- [Task objective]:
Quote, verbatim, all material below, without pictures.

- [Data lines]:
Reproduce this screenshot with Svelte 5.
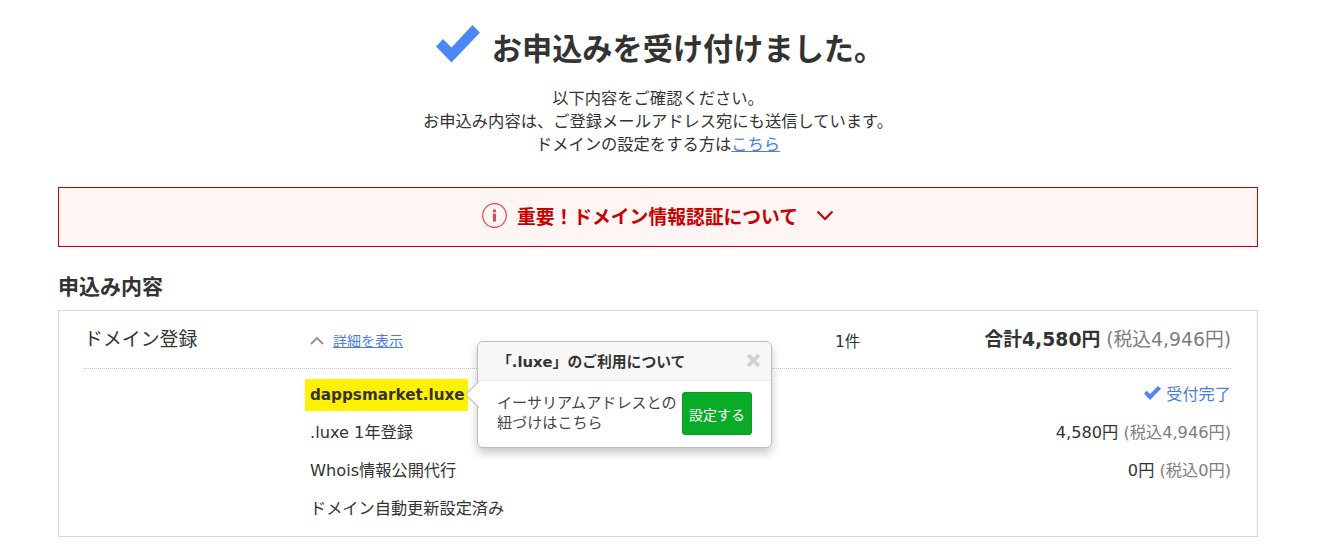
<script lang="ts">
	const rows = [
		{ name: '.luxe 1年登録', price: '4,580円', tax: '(税込4,946円)' },
		{ name: 'Whois情報公開代行', price: '0円', tax: '(税込0円)' }
	];
</script>

<main class="page">
	<header class="done">
		<h1>
			<svg class="done-check" viewBox="0 0 44 38" aria-hidden="true">
				<path d="M0 21.5 L7 14 L15.5 22.5 L36.5 0 L44 7.5 L15.5 37.5 Z" />
			</svg>
			お申込みを受け付けました。
		</h1>
		<p>以下内容をご確認ください。<br />お申込み内容は、ご登録メールアドレス宛にも送信しています。<br />ドメインの設定をする方は<a href="#top">こちら</a></p>
	</header>

	<div class="alert">
		<svg class="alert-icon" viewBox="0 0 25 25" aria-hidden="true">
			<circle cx="12.5" cy="12.5" r="11.8" />
			<rect x="11" y="6.5" width="3" height="2.8" />
			<rect x="11" y="10.5" width="3" height="8" />
		</svg>
		<strong>重要！ドメイン情報認証について</strong>
		<svg class="alert-arrow" viewBox="0 0 18 11" aria-hidden="true">
			<path d="M1.5 1.5 L9 9 L16.5 1.5" />
		</svg>
	</div>

	<h2>申込み内容</h2>

	<section class="order">
		<div class="order-head">
			<span class="order-title">ドメイン登録</span>
			<div class="order-toggle">
				<svg viewBox="0 0 14 9" aria-hidden="true"><path d="M1 8 L7 2 L13 8" /></svg>
				<a href="#top">詳細を表示</a>
			</div>
			<span class="order-count">1件</span>
			<div class="order-total"><b>合計4,580円</b> <span class="tax">(税込4,946円)</span></div>
		</div>

		<div class="order-body">
			<div class="line line-domain">
				<mark>dappsmarket.luxe</mark>
				<span class="accepted">
					<svg viewBox="0 0 17 14" aria-hidden="true"><path d="M0 7.5 L2.8 4.8 L6 8 L14 0 L17 2.8 L6 14 Z" /></svg>
					受付完了
				</span>
			</div>
			{#each rows as row}
				<div class="line">
					<span>{row.name}</span>
					<span>{row.price} <span class="tax">{row.tax}</span></span>
				</div>
			{/each}
			<div class="line"><span>ドメイン自動更新設定済み</span></div>

			<aside class="popover">
				<div class="popover-head">
					<span>「.luxe」のご利用について</span>
					<svg class="popover-close" viewBox="0 0 14 14" aria-hidden="true"><path d="M2 2 L12 12 M12 2 L2 12" /></svg>
				</div>
				<div class="popover-body">
					<p>イーサリアムアドレスとの紐づけはこちら</p>
					<button type="button">設定する</button>
				</div>
				<span class="popover-arrow"></span>
			</aside>
		</div>
	</section>
</main>

<style>
	:global(body) {
		background: #fff;
		color: #333;
		font-family: 'DejaVu Sans', 'Noto Sans CJK JP', sans-serif;
		font-size: 16px;
	}

	.page {
		width: 1200px;
		margin-left: 58px;
		padding-top: 19px;
	}

	.done {
		text-align: center;
	}

	h1 {
		display: flex;
		justify-content: center;
		align-items: center;
		gap: 12px;
		margin: 0;
		height: 56px;
		padding-left: 4px;
		font-size: 30.2px;
		font-weight: 700;
	}

	.done-check {
		width: 44px;
		height: 38px;
		margin-top: -7px;
		fill: #4b87f5;
	}

	.done p {
		margin: 12px 0 0;
		font-size: 16.3px;
		line-height: 23px;
	}

	a {
		color: #4b7de8;
	}

	.alert {
		display: flex;
		justify-content: center;
		align-items: center;
		height: 54px;
		margin-top: 31px;
		padding-bottom: 4px;
		border: 1px solid #cc0000;
		background: #fff5f5;
		color: #cc0000;
		font-size: 18.8px;
	}

	.alert-icon {
		width: 25px;
		height: 25px;
		margin-right: 10px;
	}

	.alert-icon circle {
		fill: none;
		stroke: #dc4a4a;
		stroke-width: 1.2;
	}

	.alert-icon rect {
		fill: #dc4a4a;
	}

	.alert-arrow {
		width: 18px;
		height: 11px;
		margin-left: 18px;
		fill: none;
		stroke: #cc0000;
		stroke-width: 2.2;
	}

	h2 {
		margin: 25px 0 8px;
		font-size: 21px;
		line-height: 30px;
		font-weight: 700;
	}

	.order {
		height: 225px;
		border: 1px solid #d5d5d5;
		padding: 0 26px 0 25px;
	}

	.order-head {
		display: grid;
		grid-template-columns: 226px 525px 1fr auto;
		align-items: center;
		height: 52px;
		padding-bottom: 5px;
		border-bottom: 1px dotted #c4c4c4;
	}

	.order-title {
		font-size: 18.9px;
	}

	.order-toggle {
		display: flex;
		align-items: center;
		gap: 9px;
		margin-top: 6px;
		font-size: 14px;
	}

	.order-toggle svg {
		width: 14px;
		height: 9px;
		fill: none;
		stroke: #8a9299;
		stroke-width: 1.8;
	}

	.order-count {
		margin-top: 6px;
		font-size: 15.5px;
	}

	.order-total {
		font-size: 18.8px;
	}

	.order-total b {
		font-weight: 700;
	}

	.tax {
		color: #7d7d7d;
	}

	.order-body {
		position: relative;
		padding: 5px 0 0 226px;
	}

	.line {
		display: flex;
		justify-content: space-between;
		align-items: center;
		height: 38px;
		font-size: 16.2px;
	}

	mark {
		display: block;
		margin: 4px 0 0 -5px;
		padding: 0 3px 0 5px;
		background: #fff100;
		color: #333;
		font-size: 15.2px;
		font-weight: 700;
		line-height: 32px;
	}

	.accepted {
		display: flex;
		align-items: center;
		gap: 5px;
		color: #4b7de8;
	}

	.accepted svg {
		width: 17px;
		height: 14px;
		fill: #4b87f5;
	}

	.popover {
		position: absolute;
		left: 393px;
		top: -28px;
		width: 295px;
		height: 107px;
		box-sizing: border-box;
		border: 1px solid #bdbdbd;
		border-radius: 6px;
		background: #fff;
		box-shadow: 0 5px 10px rgba(0, 0, 0, 0.22);
	}

	.popover-head {
		display: flex;
		justify-content: space-between;
		align-items: center;
		height: 36px;
		padding: 0 10px 2px 19px;
		border-bottom: 1px solid #ebebeb;
		border-radius: 6px 6px 0 0;
		background: #f7f7f7;
		font-size: 14.8px;
		font-weight: 700;
	}

	.popover-close {
		width: 15px;
		height: 15px;
		fill: none;
		stroke: #d2d2d2;
		stroke-width: 3.6;
	}

	.popover-body {
		display: flex;
		align-items: center;
		gap: 5px;
		padding: 11px 19px 0 19px;
	}

	.popover-body p {
		margin: -2px 0 0;
		flex: 1;
		font-size: 15.1px;
		line-height: 20px;
		color: #444;
	}

	button {
		width: 70px;
		height: 43px;
		flex: none;
		padding: 0;
		border: 1px solid #0a9c22;
		border-radius: 3px;
		background: #0aab27;
		color: #fff;
		font: inherit;
		font-size: 14px;
	}

	.popover-arrow {
		position: absolute;
		left: -9px;
		top: 43px;
		width: 19px;
		height: 19px;
		box-sizing: border-box;
		border-left: 1px solid #bdbdbd;
		border-bottom: 1px solid #bdbdbd;
		background: #fff;
		transform: rotate(45deg);
	}
</style>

- [The response]:
Reproduce this screenshot with Svelte 5.
<script lang="ts">
	const rows = [
		{ name: '.luxe 1年登録', price: '4,580円', tax: '(税込4,946円)' },
		{ name: 'Whois情報公開代行', price: '0円', tax: '(税込0円)' }
	];
</script>

<main class="page">
	<header class="done">
		<h1>
			<svg class="done-check" viewBox="0 0 44 38" aria-hidden="true">
				<path d="M0 21.5 L7 14 L15.5 22.5 L36.5 0 L44 7.5 L15.5 37.5 Z" />
			</svg>
			お申込みを受け付けました。
		</h1>
		<p>以下内容をご確認ください。<br />お申込み内容は、ご登録メールアドレス宛にも送信しています。<br />ドメインの設定をする方は<a href="#top">こちら</a></p>
	</header>

	<div class="alert">
		<svg class="alert-icon" viewBox="0 0 25 25" aria-hidden="true">
			<circle cx="12.5" cy="12.5" r="11.8" />
			<rect x="11" y="6.5" width="3" height="2.8" />
			<rect x="11" y="10.5" width="3" height="8" />
		</svg>
		<strong>重要！ドメイン情報認証について</strong>
		<svg class="alert-arrow" viewBox="0 0 18 11" aria-hidden="true">
			<path d="M1.5 1.5 L9 9 L16.5 1.5" />
		</svg>
	</div>

	<h2>申込み内容</h2>

	<section class="order">
		<div class="order-head">
			<span class="order-title">ドメイン登録</span>
			<div class="order-toggle">
				<svg viewBox="0 0 14 9" aria-hidden="true"><path d="M1 8 L7 2 L13 8" /></svg>
				<a href="#top">詳細を表示</a>
			</div>
			<span class="order-count">1件</span>
			<div class="order-total"><b>合計4,580円</b> <span class="tax">(税込4,946円)</span></div>
		</div>

		<div class="order-body">
			<div class="line line-domain">
				<mark>dappsmarket.luxe</mark>
				<span class="accepted">
					<svg viewBox="0 0 17 14" aria-hidden="true"><path d="M0 7.5 L2.8 4.8 L6 8 L14 0 L17 2.8 L6 14 Z" /></svg>
					受付完了
				</span>
			</div>
			{#each rows as row}
				<div class="line">
					<span>{row.name}</span>
					<span>{row.price} <span class="tax">{row.tax}</span></span>
				</div>
			{/each}
			<div class="line"><span>ドメイン自動更新設定済み</span></div>

			<aside class="popover">
				<div class="popover-head">
					<span>「.luxe」のご利用について</span>
					<svg class="popover-close" viewBox="0 0 14 14" aria-hidden="true"><path d="M2 2 L12 12 M12 2 L2 12" /></svg>
				</div>
				<div class="popover-body">
					<p>イーサリアムアドレスとの紐づけはこちら</p>
					<button type="button">設定する</button>
				</div>
				<span class="popover-arrow"></span>
			</aside>
		</div>
	</section>
</main>

<style>
	:global(body) {
		background: #fff;
		color: #333;
		font-family: 'DejaVu Sans', 'Noto Sans CJK JP', sans-serif;
		font-size: 16px;
	}

	.page {
		width: 1200px;
		margin-left: 58px;
		padding-top: 19px;
	}

	.done {
		text-align: center;
	}

	h1 {
		display: flex;
		justify-content: center;
		align-items: center;
		gap: 12px;
		margin: 0;
		height: 56px;
		padding-left: 4px;
		font-size: 30.2px;
		font-weight: 700;
	}

	.done-check {
		width: 44px;
		height: 38px;
		margin-top: -7px;
		fill: #4b87f5;
	}

	.done p {
		margin: 12px 0 0;
		font-size: 16.3px;
		line-height: 23px;
	}

	a {
		color: #4b7de8;
	}

	.alert {
		display: flex;
		justify-content: center;
		align-items: center;
		height: 54px;
		margin-top: 31px;
		padding-bottom: 4px;
		border: 1px solid #cc0000;
		background: #fff5f5;
		color: #cc0000;
		font-size: 18.8px;
	}

	.alert-icon {
		width: 25px;
		height: 25px;
		margin-right: 10px;
	}

	.alert-icon circle {
		fill: none;
		stroke: #dc4a4a;
		stroke-width: 1.2;
	}

	.alert-icon rect {
		fill: #dc4a4a;
	}

	.alert-arrow {
		width: 18px;
		height: 11px;
		margin-left: 18px;
		fill: none;
		stroke: #cc0000;
		stroke-width: 2.2;
	}

	h2 {
		margin: 25px 0 8px;
		font-size: 21px;
		line-height: 30px;
		font-weight: 700;
	}

	.order {
		height: 225px;
		border: 1px solid #d5d5d5;
		padding: 0 26px 0 25px;
	}

	.order-head {
		display: grid;
		grid-template-columns: 226px 525px 1fr auto;
		align-items: center;
		height: 52px;
		padding-bottom: 5px;
		border-bottom: 1px dotted #c4c4c4;
	}

	.order-title {
		font-size: 18.9px;
	}

	.order-toggle {
		display: flex;
		align-items: center;
		gap: 9px;
		margin-top: 6px;
		font-size: 14px;
	}

	.order-toggle svg {
		width: 14px;
		height: 9px;
		fill: none;
		stroke: #8a9299;
		stroke-width: 1.8;
	}

	.order-count {
		margin-top: 6px;
		font-size: 15.5px;
	}

	.order-total {
		font-size: 18.8px;
	}

	.order-total b {
		font-weight: 700;
	}

	.tax {
		color: #7d7d7d;
	}

	.order-body {
		position: relative;
		padding: 5px 0 0 226px;
	}

	.line {
		display: flex;
		justify-content: space-between;
		align-items: center;
		height: 38px;
		font-size: 16.2px;
	}

	mark {
		display: block;
		margin: 4px 0 0 -5px;
		padding: 0 3px 0 5px;
		background: #fff100;
		color: #333;
		font-size: 15.2px;
		font-weight: 700;
		line-height: 32px;
	}

	.accepted {
		display: flex;
		align-items: center;
		gap: 5px;
		color: #4b7de8;
	}

	.accepted svg {
		width: 17px;
		height: 14px;
		fill: #4b87f5;
	}

	.popover {
		position: absolute;
		left: 393px;
		top: -28px;
		width: 295px;
		height: 107px;
		box-sizing: border-box;
		border: 1px solid #bdbdbd;
		border-radius: 6px;
		background: #fff;
		box-shadow: 0 5px 10px rgba(0, 0, 0, 0.22);
	}

	.popover-head {
		display: flex;
		justify-content: space-between;
		align-items: center;
		height: 36px;
		padding: 0 10px 2px 19px;
		border-bottom: 1px solid #ebebeb;
		border-radius: 6px 6px 0 0;
		background: #f7f7f7;
		font-size: 14.8px;
		font-weight: 700;
	}

	.popover-close {
		width: 15px;
		height: 15px;
		fill: none;
		stroke: #d2d2d2;
		stroke-width: 3.6;
	}

	.popover-body {
		display: flex;
		align-items: center;
		gap: 5px;
		padding: 11px 19px 0 19px;
	}

	.popover-body p {
		margin: -2px 0 0;
		flex: 1;
		font-size: 15.1px;
		line-height: 20px;
		color: #444;
	}

	button {
		width: 70px;
		height: 43px;
		flex: none;
		padding: 0;
		border: 1px solid #0a9c22;
		border-radius: 3px;
		background: #0aab27;
		color: #fff;
		font: inherit;
		font-size: 14px;
	}

	.popover-arrow {
		position: absolute;
		left: -9px;
		top: 43px;
		width: 19px;
		height: 19px;
		box-sizing: border-box;
		border-left: 1px solid #bdbdbd;
		border-bottom: 1px solid #bdbdbd;
		background: #fff;
		transform: rotate(45deg);
	}
</style>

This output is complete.